The follow-up, Here’s the Tender Coming, which features an expanded line-up including string and brass sections, is being similarly well-received but, despite its sometimes sophisticated arrangements, it remains very much rooted in The Unthanks’ beloved Tyneside tradition.
Family affair
Brought up by parents who met at a 1960s folk festival and who introduced their offspring -- there’s an older brother as well as the two sisters -- to traditional music before they had started on solid foods, Rachel remembers sitting under the table as a child, listening to the family sing-songs and being transfixed by the stories they sang. Both parents are singers. Their father sang with bawdy Geordie shanty singers The Keelers; he also danced with a clog dance team, and dancing came first for the girls. At weekends when their parents fancied a lie-in, they’d put on the Albion Band’s Morris On album and practise their moves -- or jump around like mad, depending on who’s telling the story. Family holidays were invariably spent at folk festivals -- which, says Rachel, were really good fun if you were a kid.
“We’d go to ceilidhs and singarounds where we could be part of this adult world where they sat around and sang stories to each other,” she says. “We got to behave like little grown-ups, I suppose, because we were allowed to stay up late. In fact, our mother would always be traumatised when we got home because we’d go around proudly telling everyone that we’d been to Whitby and we’d stayed up to midnight every night. We also made lots of friends, because we weren’t the only kids at these things, and we’d meet up with the usual crowd everywhere we went.
“People often ask if we never rebelled, but we’d nothing to rebel against, because we enjoyed dancing and singing so much, and it’s not like we didn’t listen to other stuff. I was a teenage grunge and heavy metal fan, and I thought I might get a gig in a heavy metal band, but that didn’t come to anything. Our brother at one point decided that folk music was dead boring. But then he realised that if he came with us to festivals, he could have a social life, listen to some music, hang out with friends and drink beer.”
Back at home, they’d listen to their parents’ record collection, especially the great Yorkshire guitar picker-singer Nic Jones and Bert Jansch’s muse Anne Briggs, who have become heroes of the nu-folk movement and whose vinyl albums Rachel regards as a great resource -- she’s recently transferred the family archive to her own house. There was also a lot of Scottish music around, which accounts for The Unthanks’ singing of Blue Bleezin’ Blind Drunk (as learned from the great traveller singer and storyteller Sheila Stewart) and Flowers of the Town (which appears on the new album and is a variant of Flooers o’ the Forest).
Scottish influence
“The name Unthank comes from the debatable lands between Scotland and England,” says Rachel. “It describes someone who has moved on to common land and lives as a squatter. And a lot of our music might be said to be of debatable origins, possibly stolen from Scotland. You hear a lot of the Scottish influence around Northumberland and Tyneside anyway, especially in Northumbrian piping, and our language uses a lot of Scottish expressions. So it’s quite natural for us to pick up a song like Blue Bleezin’ Blind Drunk and sing it the way we first heard it, which was raw and direct rather than pretty and little-girlish.”
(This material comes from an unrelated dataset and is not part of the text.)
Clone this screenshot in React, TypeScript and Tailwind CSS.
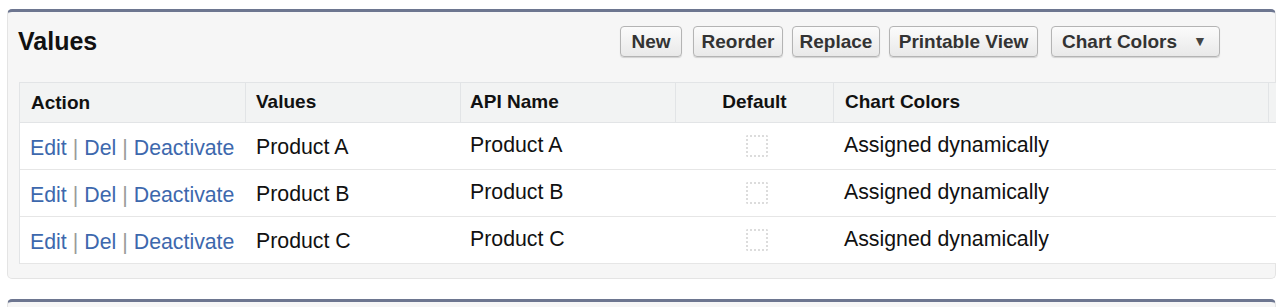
import React from "react";

const rows = ["Product A", "Product B", "Product C"];

function Btn({ children, w }: { children: React.ReactNode; w: string }) {
  return (
    <button
      className={`h-[31px] ${w} rounded-[4px] border border-[#b4b4b4] bg-gradient-to-b from-[#fbfbfb] to-[#e9e9e9] text-[19px] font-bold text-[#333] shadow-[0_1px_1px_rgba(0,0,0,0.15)] flex items-center justify-center leading-none`}
    >
      {children}
    </button>
  );
}

export default function App() {
  return (
    <div
      className="w-[1280px] h-[307px] bg-white pl-[7px] pt-[9px] overflow-hidden"
      style={{ fontFamily: "Arial, 'Liberation Sans', Helvetica, sans-serif" }}
    >
      <div className="w-[1269px] rounded-[5px] border border-[#e4e4e4] border-t-[3px] border-t-[#6d7690] bg-[#f6f6f6] pb-[14px]">
        <div className="flex items-center h-[70px] pl-[10px] pb-[12px]">
          <h2 className="text-[25px] font-bold text-[#111] leading-none">Values</h2>
          <div className="ml-auto mr-[55px] flex items-center">
            <Btn w="w-[62px]">New</Btn>
            <div className="w-[11px]" />
            <Btn w="w-[90px]">Reorder</Btn>
            <div className="w-[9px]" />
            <Btn w="w-[88px]">Replace</Btn>
            <div className="w-[9px]" />
            <Btn w="w-[149px]">Printable View</Btn>
            <div className="w-[13px]" />
            <button className="h-[31px] w-[169px] rounded-[4px] border border-[#b4b4b4] bg-gradient-to-b from-[#fbfbfb] to-[#e9e9e9] text-[19px] font-bold text-[#333] shadow-[0_1px_1px_rgba(0,0,0,0.15)] flex items-center pl-[10px] leading-none">
              <span>Chart Colors</span>
              <span className="ml-[16px] text-[14px] text-[#444]">▼</span>
            </button>
          </div>
        </div>
        <div className="ml-[11px] w-[1257px] border-l border-t border-[#e2e4e6] bg-white">
          <div className="flex h-[40px] bg-[#f2f3f3] border-b border-[#e2e4e6] text-[19px] font-bold text-[#111]">
            <div className="w-[226px] border-r border-[#e2e4e6] pl-[11px] flex items-center pt-[2px]">Action</div>
            <div className="w-[215px] border-r border-[#e2e4e6] pl-[10px] flex items-center">Values</div>
            <div className="w-[215px] border-r border-[#e2e4e6] pl-[9px] flex items-center">API Name</div>
            <div className="w-[158px] border-r border-[#e2e4e6] flex items-center justify-center">Default</div>
            <div className="w-[435px] border-r border-[#e2e4e6] pl-[11px] flex items-center">Chart Colors</div>
            <div className="flex-1" />
          </div>
          {rows.map((r) => (
            <div key={r} className="flex h-[47px] border-b border-[#e6e6e6] text-[21.3px] text-[#111]">
              <div className="w-[226px] pl-[10px] flex items-center pt-[5px] whitespace-nowrap">
                <a className="text-[#3d68ad]">Edit</a>
                <span className="text-[#9a9a9a] px-[6px]">|</span>
                <a className="text-[#3d68ad]">Del</a>
                <span className="text-[#9a9a9a] px-[6px]">|</span>
                <a className="text-[#3d68ad]">Deactivate</a>
              </div>
              <div className="w-[215px] pl-[10px] flex items-center pt-[3px]">{r}</div>
              <div className="w-[215px] pl-[9px] flex items-center pb-[1px]">{r}</div>
              <div className="w-[158px] flex items-center justify-center">
                <div className="w-[22px] h-[22px] border-2 border-dotted border-[#dcdcdc] rounded-[2px] ml-[4px]" />
              </div>
              <div className="flex-1 pl-[10px] flex items-center pb-[1px]">Assigned dynamically</div>
            </div>
          ))}
        </div>
      </div>
      <div className="mt-[20px] w-[1269px] h-[20px] rounded-t-[5px] border-t-[3px] border-[#6d7690] border-x border-x-[#e4e4e4] bg-[#f6f6f6]" />
    </div>
  );
}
There’s another Scottish connection in that, between leaving school and taking up singing full-time, Rachel studied history and theatre at Glasgow University while she waited for Becky, who’s seven years younger, to join her in the band. Rachel regards the city as her second home and another song from the new album, Lucky Gilchrist, is about a Glaswegian friend who died far too young. Written by Rachel’s husband, Adrian McNally, it’s a song that in style and arrangement carries on from the Unthanks’ singing of Robert Wyatt’s Sea Song, which illustrates their willingness to bring material from outside their tradition into the group sound.
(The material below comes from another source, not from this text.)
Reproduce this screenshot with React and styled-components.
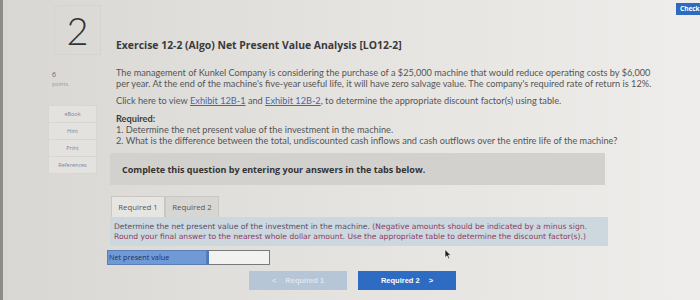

“It was Adrian who found Sea Song and put it on a tape for Becky,” says Rachel. “We liked it immediately because it feels like a folk song. It’s also constructed like a folk song, and since it deals with mythology and has that line that says ‘partly fish, partly porpoise, partly baby sperm whale’, it reminded me of those traditional ballads where the woman has a lover who’s actually a seal, like the Great Silkie of Sule Skerry. Yeah, we love doing that one.”
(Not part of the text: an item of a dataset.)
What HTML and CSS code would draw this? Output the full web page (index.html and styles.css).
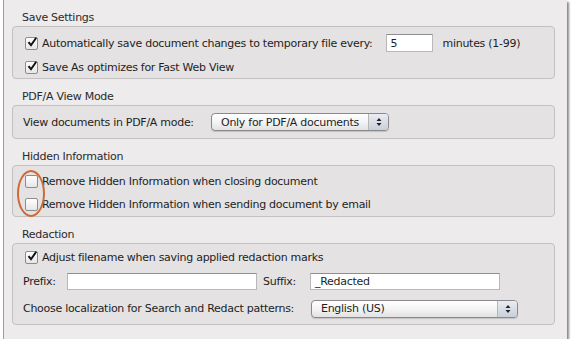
FILE: index.html
```html
<!DOCTYPE html>
<html lang="en">
<head>
  <meta charset="UTF-8" />
  <title>Documents Preferences</title>
  <link rel="stylesheet" href="styles.css">
</head>
<body>
  <div class="panel">

    <!-- SAVE SETTINGS -->
    <div class="group-title">Save Settings</div>
    <div class="group save">
      <div class="row">
        <span class="check on"><svg viewBox="0 0 12 12"><path d="M2.5 6.2 L5 9.2 L10.2 1.8" /></svg></span>
        <span class="label">Automatically save document changes to temporary file every:</span>
        <span class="field minutes">5</span>
        <span class="label after">minutes (1-99)</span>
      </div>
      <div class="row">
        <span class="check on"><svg viewBox="0 0 12 12"><path d="M2.5 6.2 L5 9.2 L10.2 1.8" /></svg></span>
        <span class="label">Save As optimizes for Fast Web View</span>
      </div>
    </div>

    <!-- PDF/A -->
    <div class="group-title">PDF/A View Mode</div>
    <div class="group pdfa">
      <div class="row">
        <span class="label pdfa-label">View documents in PDF/A mode:</span>
        <span class="popup pdfa-popup">
          <span class="popup-text">Only for PDF/A documents</span>
          <span class="stepper"><svg viewBox="0 0 8 12"><path d="M4 2 L6.5 5 L1.5 5 Z M4 10 L6.5 7 L1.5 7 Z" /></svg></span>
        </span>
      </div>
    </div>

    <!-- HIDDEN INFO -->
    <div class="group-title">Hidden Information</div>
    <div class="group hidden-info">
      <div class="row">
        <span class="check"></span>
        <span class="label">Remove Hidden Information when closing document</span>
      </div>
      <div class="row">
        <span class="check"></span>
        <span class="label">Remove Hidden Information when sending document by email</span>
      </div>
      <span class="callout"></span>
    </div>

    <!-- REDACTION -->
    <div class="group-title">Redaction</div>
    <div class="group redaction">
      <div class="row">
        <span class="check on"><svg viewBox="0 0 12 12"><path d="M2.5 6.2 L5 9.2 L10.2 1.8" /></svg></span>
        <span class="label">Adjust filename when saving applied redaction marks</span>
      </div>
      <div class="row">
        <span class="label prefix-label">Prefix:</span>
        <span class="field name-field"></span>
        <span class="label suffix-label">Suffix:</span>
        <span class="field name-field">_Redacted</span>
      </div>
      <div class="row last">
        <span class="label lang-label">Choose localization for Search and Redact patterns:</span>
        <span class="popup lang-popup">
          <span class="popup-text">English (US)</span>
          <span class="stepper"><svg viewBox="0 0 8 12"><path d="M4 2 L6.5 5 L1.5 5 Z M4 10 L6.5 7 L1.5 7 Z" /></svg></span>
        </span>
      </div>
    </div>

  </div>
</body>
</html>
```

FILE: styles.css
```css
body {
  margin: 0;
  background: #ffffff;
  font-family: "DejaVu Sans", "Liberation Sans", sans-serif;
  font-size: 11px;
  letter-spacing: -0.28px;
  color: #1e1e1e;
}

/* OUTER WINDOW */
.panel {
  width: 543px;
  height: 329px;
  margin-left: 3px;
  padding: 10px 12px 0 8px;
  background: #edebeb;
  border-left: 1px solid #9c9c9c;
  box-shadow: 2px 2px 2px #8a8a8a;
  overflow: hidden;
}

.group-title {
  height: 16px;
  line-height: 16px;
  padding-left: 10px;
  color: #2a2a2a;
}

.group {
  position: relative;
  background: #e4e2e2;
  border: 1px solid #c2c0c0;
  border-radius: 4px;
  padding: 0 12px;
  margin-bottom: 10px;
  display: flex;
  flex-direction: column;
}

.row {
  display: flex;
  align-items: center;
  height: 23px;
}

.save { padding: 5px 12px 0; gap: 2px; }
.save .row { height: 22px; }
.pdfa { padding: 6px 10px; }
.pdfa .row { height: 20px; }
.hidden-info { padding: 4px 12px 0; }
.redaction { padding: 2px 10px 4px; gap: 1px; }
.redaction .row.last { margin-top: 3px; }
.redaction .row:first-child { padding-left: 2px; }

.label {
  white-space: nowrap;
}

/* CHECKBOX */
.check {
  flex: none;
  width: 11px;
  height: 11px;
  margin-right: 4px;
  border: 1px solid #8d8d8d;
  border-radius: 2px;
  background: linear-gradient(#ffffff, #e6e6e6);
  position: relative;
}

.check svg {
  position: absolute;
  left: 0;
  top: -2px;
  width: 12px;
  height: 12px;
  overflow: visible;
}

.check svg path {
  fill: none;
  stroke: #111;
  stroke-width: 2;
  stroke-linejoin: miter;
}

/* TEXT FIELDS */
.field {
  display: flex;
  align-items: center;
  height: 17px;
  padding-left: 4px;
  background: #ffffff;
  border: 1px solid #b8b8b8;
  border-top-color: #8e8e8e;
  box-sizing: border-box;
}

.minutes {
  width: 47px;
  height: 18px;
  margin-left: 13px;
}

.after { margin-left: 10px; }

.prefix-label { width: 44px; }
.name-field { width: 190px; }
.suffix-label { margin-left: 6px; width: 47px; }

/* POPUP BUTTONS */
.popup {
  display: flex;
  align-items: center;
  height: 18px;
  box-sizing: border-box;
  border: 1px solid #8a8a8a;
  border-radius: 4px;
  background: linear-gradient(#ffffff, #f4f4f4 50%, #e2e2e2);
  box-shadow: 0 1px 1px rgba(0, 0, 0, 0.15);
}

.popup-text {
  flex: 1;
  padding-left: 9px;
  white-space: nowrap;
}

.stepper {
  width: 19px;
  height: 100%;
  border-left: 1px solid #b6b6b6;
  border-radius: 0 3px 3px 0;
  background: linear-gradient(#e9edf3, #c9d0da);
  display: flex;
  align-items: center;
  justify-content: center;
}

.stepper svg {
  width: 8px;
  height: 12px;
}

.stepper path { fill: #222; }

.pdfa-label { width: 188px; }
.pdfa-popup { width: 178px; }

.lang-label { width: 288px; }
.lang-popup { width: 207px; }

/* ANNOTATION */
.callout {
  position: absolute;
  left: 4px;
  top: 4px;
  width: 24px;
  height: 43px;
  border: 2px solid #cf6a34;
  border-radius: 50%;
  pointer-events: none;
}
```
Nick Drake, Bonnie Prince Billy and Antony And The Johnsons are others whose songs have been appropriated and sung in the Unthanks’ unadorned Tyneside accents and may yet turn up in the new 10-piece band that they’re currently touring with to promote Here’s The Tender Coming.
“It’s really exciting,” says Rachel of the expanded line-up, which includes piano, dulcitone, marimba, accordion, bass and drums, as well as string and brass players. “It’s very different from what we’re used to and it’s still quite new, but after making the record we wanted to take it out of the studio. We’d explored a small, tight-knit group sound quite a lot and we wanted to work with a broader palette of sounds. It gives us more power, although there are one or two stages on the tour that we could have fun fitting everyone on to. It also means that there are more people to talk to and party with after the gig.”
It means more people to clog dance too, and more to join in the patented Unthank high-heel percussion style, a feature of their live set that they developed out of practical considerations.
“We included clog dancing in our act just because we could do it, really,” says Rachel. “But when it came to performing the song Felton Lonnin onstage, we felt it needed just a little something extra. So we introduced a simple step, which works quite well, I think, and because we’re girls, we did it in high heels. Someone on one of these internet chat rooms said that because we wear fashionable dresses and high heels we must be being packaged by EMI Records. But that’s not true: EMI only distribute our records -- we have complete artistic control over what we do.”
Thinking about on-stage presentation, she adds, doesn’t make the music any less traditional or detract from the most important element of their music: telling stories.
“That’s what it’s always been about for us, and the great thing about the tradition is there’s such a great store of songs with stories. We’re always finding new ones or hearing someone singing other ones or remembering one we sang as children and have never got round to relearning. We can go on forever, or for as long as people want to listen to us -- and we’ll never get writer’s block.”
The Unthanks appear at Oran Mor, Glasgow, tomorrow; Voodoo Rooms, Edinburgh, on Monday; and the Lemon Tree, Aberdeen on Tuesday.